2. Reduced rate of 13.5 per cent which applies, for example, to hot food, cinemas and certain live animals and plants. Member States may have up to two reduced VAT rates of not less than 5 per cent for a specified number of goods or services which are set out in Annex H of the EU Sixth VAT Directive.

3. Furthermore, Member States have the option of maintaining, at a reduced rate of not less than 12 per cent, any items not listed in Annex H, provided they carried that reduced rate on 1 January 1991. These items are considered to be 'parked' and Ireland's parked rate equates to our reduced rate of 13.5%. Domestic fuels and labour intensive services are examples of parked items.

4. Standard rate of 21 per cent for goods or services which are not zero rated or reduced rated. Examples would include: cars, electrical equipment, motor fuels and CD/DVDs. Under the Sixth VAT Directive Member States may set the standard VAT rate not lower than 15% — there is political agreement that the standard rate of VAT applying in each Member State does not exceed 25%.

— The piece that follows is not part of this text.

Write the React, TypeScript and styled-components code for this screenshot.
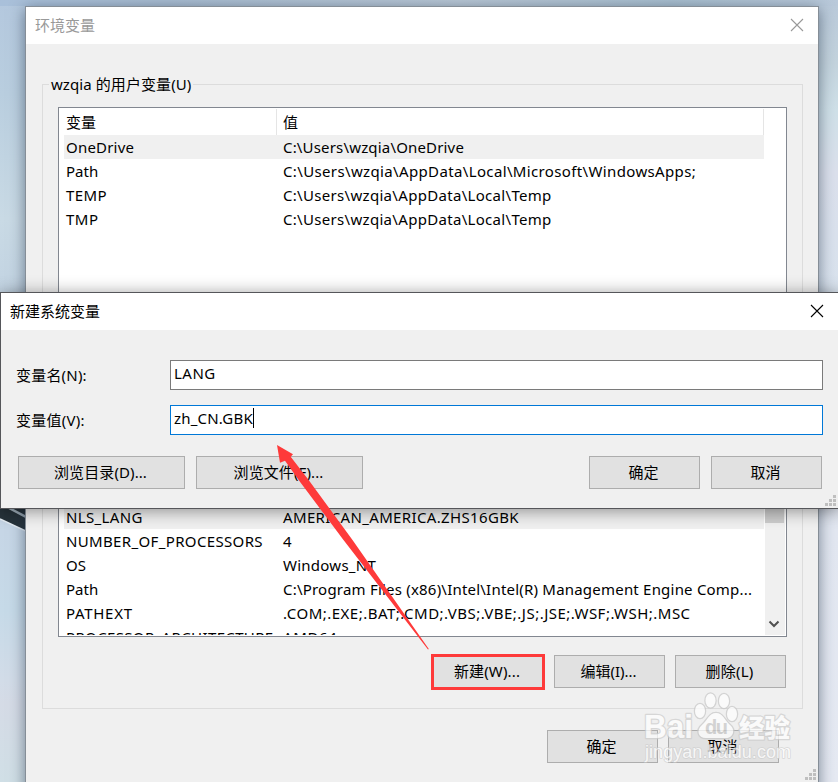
import React from "react";
import styled, { createGlobalStyle } from "styled-components";

const Global = createGlobalStyle`
  * { box-sizing: border-box; }
  html, body { margin: 0; padding: 0; overflow: hidden; }
  body {
    font-family: "Noto Sans", "Noto Sans CJK SC", sans-serif;
    font-size: 15px;
    line-height: 24px;
    color: #000;
  }
`;

const Desktop = styled.div`
  position: relative;
  width: 838px;
  height: 782px;
  overflow: hidden;
  background:
    linear-gradient(90deg, #a9c0da 0, #a9bdd2 20%, #b9c8d6 55%, #a9bfd0 80%, #b9c9da 100%) 0 0 / 100% 6px no-repeat,
    linear-gradient(180deg, #b4c8de 0, #b9cedf 12%, #c9dae5 28%, #c2d3e2 38%, #c6d6e6 68%, #c6dae8 78%, #d2dce8 87%, #d5dbe6 90%, #d0dfe6 100%) 0 0 / 26px 100% no-repeat,
    linear-gradient(180deg, #b9c9da 0, #c3d3dd 8%, #cfe0e8 14%, #dbe0ec 22%, #d9e3ee 38%, #e2e7f1 68%, #e6eaf3 100%);
`;

const Wallpaper = styled.svg`
  position: absolute;
  left: 0;
  top: 500px;
`;

const MainWindow = styled.section`
  position: absolute;
  left: 25px;
  top: 6px;
  width: 794px;
  height: 800px;
  border: 1px solid #858e97;
  background: #f0f0f0;
  box-shadow: 0 3px 14px rgba(30, 45, 65, 0.55);
`;

const Dialog = styled.section`
  position: absolute;
  left: 0;
  top: 292px;
  width: 840px;
  height: 217px;
  border: 1px solid #55565a;
  background: #f0f0f0;
  box-shadow: 0 2px 16px rgba(0, 0, 0, 0.42);
`;

const TitleBar = styled.header<{ $inactive?: boolean }>`
  display: flex;
  align-items: center;
  justify-content: space-between;
  height: 37px;
  padding: 0 ${(p) => (p.$inactive ? 14 : 15)}px 2px 9px;
  background: #fff;
  color: ${(p) => (p.$inactive ? "#999" : "#000")};
`;

const Groups = styled.div`
  display: flex;
  flex-direction: column;
  gap: 16px;
  padding: 40px 15px 0 16px;
`;

const Group = styled.div<{ $h: number }>`
  display: flex;
  flex-direction: column;
  height: ${(p) => p.$h}px;
  padding: 0 15px;
  border: 1px solid #dcdcdc;
`;

const Legend = styled.div`
  align-self: flex-start;
  height: 24px;
  margin: -13px 0 11px -9px;
  padding: 0 2px;
  background: #f0f0f0;
`;

const ListView = styled.div<{ $h: number }>`
  display: flex;
  justify-content: space-between;
  flex: none;
  height: ${(p) => p.$h}px;
  padding: 1px 1px 1px 5px;
  border: 1px solid #828790;
  background: #fff;
  overflow: hidden;
`;

const Rows = styled.div`
  display: flex;
  flex-direction: column;
  width: 700px;
  overflow: hidden;
`;

const HeaderRow = styled.div`
  display: grid;
  grid-template-columns: 213px 1fr;
  flex: none;
  height: 26px;
  line-height: 27px;
`;

const HeaderCell = styled.div<{ $value?: boolean }>`
  padding-left: ${(p) => (p.$value ? 6 : 2)}px;
  border-right: 1px solid #e5e5e5;
`;

const Row = styled.div<{ $selected?: boolean }>`
  display: grid;
  grid-template-columns: 217px 1fr;
  flex: none;
  height: 24px;
  padding-left: 2px;
  background: ${(p) => (p.$selected ? "#f0f0f0" : "transparent")};
  white-space: nowrap;
`;

const ScrolledOut = styled.div`
  flex: none;
  height: 92px;
`;

const Text = styled.span<{ $ls?: number }>`
  white-space: pre;
  letter-spacing: ${(p) => p.$ls ?? 0}px;
`;

const ScrollBar = styled.div`
  display: flex;
  flex-direction: column;
  justify-content: space-between;
  width: 20px;
  background: #f0f0f0;
`;

const Thumb = styled.div`
  width: 19px;
  height: 136px;
  background: #cdcdcd;
`;

const Chevron = styled.svg`
  margin-left: 3px;
`;

const ButtonRow = styled.div<{ $top: number; $right: number }>`
  display: flex;
  justify-content: flex-end;
  gap: 10px;
  margin-top: ${(p) => p.$top}px;
  padding-right: ${(p) => p.$right}px;
`;

const Button = styled.button<{ $w?: number }>`
  flex: none;
  width: ${(p) => p.$w ?? 111}px;
  height: 33px;
  padding: 0 2px 1px 0;
  border: 1px solid #adadad;
  background: #e1e1e1;
  font: inherit;
  line-height: 30px;
  color: #000;
`;

const MarkedButton = styled(Button)`
  position: relative;
  padding-right: 3px;
  &::after {
    content: "";
    position: absolute;
    inset: -2px -2px -3px -3px;
    border: 3px solid #fe3a3a;
  }
`;

const Form = styled.div`
  display: grid;
  grid-template-columns: 154px 653px;
  row-gap: 15px;
  padding: 30px 0 0 15px;
`;

const Label = styled.label`
  line-height: 30px;
`;

const Field = styled.div<{ $focused?: boolean }>`
  display: flex;
  align-items: flex-start;
  height: 30px;
  padding: 0 3px;
  border: 1px solid ${(p) => (p.$focused ? "#0078d7" : "#7a7a7a")};
  background: #fff;
`;

const Caret = styled.i`
  width: 1px;
  height: 20px;
  margin-top: 2px;
  background: #000;
`;

const DialogButtons = styled.div`
  display: flex;
  gap: 11px;
  margin-top: 21px;
  padding: 0 17px;
`;

const Spacer = styled.div`
  flex: 1;
`;

const Grip = styled.svg`
  position: absolute;
  right: 3px;
  bottom: 2px;
`;

const MainGrip = styled(Grip)`
  bottom: 25px;
  right: 2px;
`;

const Arrow = styled.svg`
  position: absolute;
  left: 0;
  top: 0;
`;

const Watermark = styled.svg`
  position: absolute;
  left: 630px;
  top: 680px;
  opacity: 0.72;
`;

const Close = () => (
  <svg width="14" height="14" viewBox="0 0 14 14" fill="none" stroke="currentColor" strokeWidth="1.1">
    <path d="M1 1 13 13M13 1 1 13" />
  </svg>
);

const GripDots = () => (
  <g fill="#bfbfbf">
    {[[8, 0], [4, 4], [8, 4], [0, 8], [4, 8], [8, 8]].map(([x, y]) => (
      <rect key={`${x}-${y}`} x={x} y={y} width="3" height="3" />
    ))}
  </g>
);

type Entry = { name: string; value: string; ls?: number; vls?: number };

const userVars: Entry[] = [
  { name: "OneDrive", value: "C:\\Users\\wzqia\\OneDrive", ls: 0.2, vls: 0.17 },
  { name: "Path", value: "C:\\Users\\wzqia\\AppData\\Local\\Microsoft\\WindowsApps;", vls: 0.36 },
  { name: "TEMP", value: "C:\\Users\\wzqia\\AppData\\Local\\Temp", ls: 0.4, vls: 0.31 },
  { name: "TMP", value: "C:\\Users\\wzqia\\AppData\\Local\\Temp", ls: 0.5, vls: 0.31 },
];

const systemVars: Entry[] = [
  { name: "NLS_LANG", value: "AMERICAN_AMERICA.ZHS16GBK", ls: 0.35, vls: 0.35 },
  { name: "NUMBER_OF_PROCESSORS", value: "4", ls: 0.35 },
  { name: "OS", value: "Windows_NT", vls: 0.25 },
  { name: "Path", value: "C:\\Program Files (x86)\\Intel\\Intel(R) Management Engine Comp...", vls: 0.21 },
  { name: "PATHEXT", value: ".COM;.EXE;.BAT;.CMD;.VBS;.VBE;.JS;.JSE;.WSF;.WSH;.MSC", ls: 0.7, vls: 0.49 },
  { name: "PROCESSOR_ARCHITECTURE", value: "AMD64", ls: 0.35, vls: 0.6 },
];

const VarRows = ({ items }: { items: Entry[] }) => (
  <>
    {items.map((v, i) => (
      <Row key={v.name} $selected={i === 0}>
        <Text $ls={v.ls}>{v.name}</Text>
        <Text $ls={v.vls}>{v.value}</Text>
      </Row>
    ))}
  </>
);

const Header = () => (
  <HeaderRow>
    <HeaderCell>变量</HeaderCell>
    <HeaderCell $value>值</HeaderCell>
  </HeaderRow>
);

const WatermarkShapes = () => (
  <>
    <ellipse cx="80.500" cy="20.500" rx="5" ry="7" />
    <ellipse cx="94" cy="21" rx="5" ry="7" />
    <ellipse cx="70" cy="31" rx="5" ry="7" />
    <ellipse cx="102" cy="34" rx="5" ry="7" />
    <path d="M86 33C93 33 95 41 100 45 106 50 103 58 96 58H76C68 58 66 50 72 45 77 41 79 33 86 33Z" />
  </>
);

export default function App() {
  return (
    <Desktop>
      <Global />
      <Wallpaper width="26" height="40">
        <path d="M0 0H26V31L0 19Z" fill="#27333b" />
        <path d="M9 8 26 17" stroke="#a9b8c4" strokeWidth="2.5" />
        <path d="M0 19 26 31" stroke="#e6eef5" strokeWidth="1.5" />
      </Wallpaper>

      <MainWindow>
        <TitleBar $inactive>
          <Text>环境变量</Text>
          <Close />
        </TitleBar>
        <Groups>
          <Group $h={284}>
            <Legend>
              <Text $ls={0.08}>wzqia 的用户变量(U)</Text>
            </Legend>
            <ListView $h={204}>
              <Rows>
                <Header />
                <VarRows items={userVars} />
              </Rows>
            </ListView>
          </Group>
          <Group $h={325}>
            <ListView $h={252}>
              <Rows>
                <Header />
                <ScrolledOut />
                <VarRows items={systemVars} />
              </Rows>
              <ScrollBar>
                <Thumb />
                <Chevron width="12" height="20" viewBox="0 0 12 20" fill="none" stroke="#505050" strokeWidth="2">
                  <path d="M1.500 6.500 6 11 10.500 6.500" />
                </Chevron>
              </ScrollBar>
            </ListView>
            <ButtonRow $top={18} $right={1}>
              <MarkedButton>
                <Text $ls={0.15}>新建(W)...</Text>
              </MarkedButton>
              <Button>编辑(I)...</Button>
              <Button>
                <Text $ls={0.2}>删除(L)</Text>
              </Button>
            </ButtonRow>
          </Group>
        </Groups>
        <ButtonRow $top={21} $right={39}>
          <Button>确定</Button>
          <Button>取消</Button>
        </ButtonRow>
        <MainGrip width="11" height="11">
          <GripDots />
        </MainGrip>
      </MainWindow>

      <Dialog>
        <TitleBar>
          <Text>新建系统变量</Text>
          <Close />
        </TitleBar>
        <Form>
          <Label>
            <Text $ls={0.2}>变量名(N):</Text>
          </Label>
          <Field>
            <Text $ls={0.5}>LANG</Text>
          </Field>
          <Label>
            <Text $ls={0.25}>变量值(V):</Text>
          </Label>
          <Field $focused>
            <Text $ls={0.2}>zh_CN.GBK</Text>
            <Caret />
          </Field>
        </Form>
        <DialogButtons>
          <Button $w={167}>
            <Text $ls={0.1}>浏览目录(D)...</Text>
          </Button>
          <Button $w={167}>
            <Text $ls={0.1}>浏览文件(F)...</Text>
          </Button>
          <Spacer />
          <Button>确定</Button>
          <Button>取消</Button>
        </DialogButtons>
        <Grip width="11" height="11">
          <GripDots />
        </Grip>
      </Dialog>

      <Arrow width="838" height="782">
        <path d="M277 445 293 454.300 290.700 456.700 309 480.500 352.500 540 428.800 649 428 649.500 343.500 540 299 480.500 285 460.700 280 462.800Z" fill="#fe3a3a" />
      </Arrow>

      <Watermark width="180" height="102">
        <g fill="#c8c8c8" stroke="#c8c8c8" strokeWidth="2.5">
          <WatermarkShapes />
        </g>
        <g fill="#fff">
          <WatermarkShapes />
        </g>
        <g fill="#fff" stroke="#cdcdcd" paintOrder="stroke" strokeWidth="2.500" strokeLinejoin="round">
          <text x="14" y="58" fontSize="33" fontWeight="700" fontFamily="Liberation Sans, sans-serif" textLength="49" lengthAdjust="spacingAndGlyphs">Bai</text>
          <text x="109" y="56.500" fontSize="25.500" fontWeight="900" fontFamily="Noto Sans CJK SC, sans-serif">经验</text>
          <text x="15" y="78" fontSize="18" fontFamily="Liberation Sans, sans-serif" textLength="146" strokeWidth="1.500">jingyan.baidu.com</text>
        </g>
        <text x="75" y="54" fontSize="20" fontWeight="700" fontFamily="Liberation Sans, sans-serif" fill="#c8c8c8" textLength="23">du</text>
      </Watermark>
    </Desktop>
  );
}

Certain services provided by charities and the financial services sector are VAT exempt. Operators in these sectors do not charge VAT on the services they provide and cannot claim VAT on the goods and services they purchase. In general, Government Departments and local authorities are also exempt. This means that most public services are not liable to VAT.

The question of using the VAT system to bring about pro-energy-efficiency measures can only be addressed in line with EU law. Supplies of fuel and energy used for heat or light are subject to the parked VAT rate of 13.5% under Article 28 (2e) of the Sixth VAT Directive.

It is not possible to reduce to any real extent the VAT rate applicable to fuel and energy used for heat or light (e.g. wood pellets). The reduction would only be from 13.5% to 12% with little or no impact on the price of fuel.

In relation to the supply only of the equipment required for energy generation, which would include geothermal and solar energy systems, this is liable to VAT at 21 per cent. However, where the systems are supplied and installed as a single contract, the total charge may be liable to VAT at 13.5 per cent subject to the 'two-thirds rule'. If the VAT-exclusive cost of the goods to the supplier exceeds two-thirds of the total VAT-exclusive charge to the customer in respect of the supply and installation of the goods, then the entire contract is treated as the supply of goods liable to VAT at 21 per cent. However, it is likely that the latter would only apply in a small minority of cases.

It should be noted that where the VAT content of fuel or equipment purchases is a business input, these are treated as a deductible credit for business.

In regard to undertaking a review of the scope for introducing new anti-regressive and pro-energy-efficiency measures, I don't believe that a special review is necessary. Such considerations are continually kept in mind in the context of developing taxation policy, in so far as this is possible under EU law and especially in the annual budgetary process.